I'm not fond of my dad. I hate his dysfunction, which even at the age of 74, persists. But when he came today, frail and slow-moving because of a past stroke and kidneys working at just under 30%, I had to forgive him, even as he failed to love my children right before my eyes. When the old get older and weaker, we manage a deeper layer of forgiveness as we witness their decline.

When parents can't love as we wish, we can do little about it, except what Jesus does with our imperfect love for Him. He keeps on forgiving, keeps on loving, with no reciprocal promise.

Tonight, I hope all of us with familial pain and disappointment choose love. The best way to redeem the past is to love more. Dysfunction comes from too little love, too little sacrifice, too little forgiveness.

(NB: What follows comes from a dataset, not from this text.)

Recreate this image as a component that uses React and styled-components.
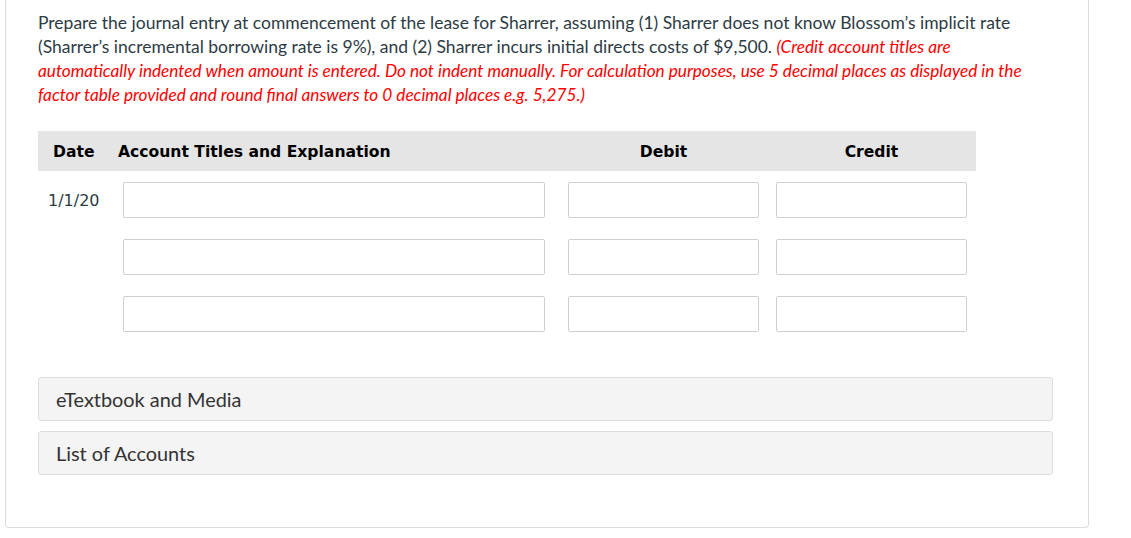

We can do better for our own children, burying for good dysfunctional patterns of old in our family line--not achieving perfection, but progress. For example, we can stay married, despite the trying times. We can be sacrificial and choose not what we want, but what will bless. 

Reminder to self: You want to build a legacy of love, so live like it.

~ Every day, choose love. It is a choice.

~ Every day, ask for the Lord's counsel and comfort, knowing earthly love, from anyone, is not enough.

~ Every day, say no to your desires and yes to your children's hearts.

~ Every day, look upon your mate graciously, remembering that when you choose to love him, you are also loving your children, who need him and want him, and need you to love him.

~ Every day, speak to your children of their Heavenly Father's love--always perfect, always enough.

~ Every day, get on your knees, praying your children's way through, and your way through.

~ Every day, pick yourself up when you fail and get back on the horse, because tomorrow is a new day.

A new chance to say yes to love, and yes to a godly legacy.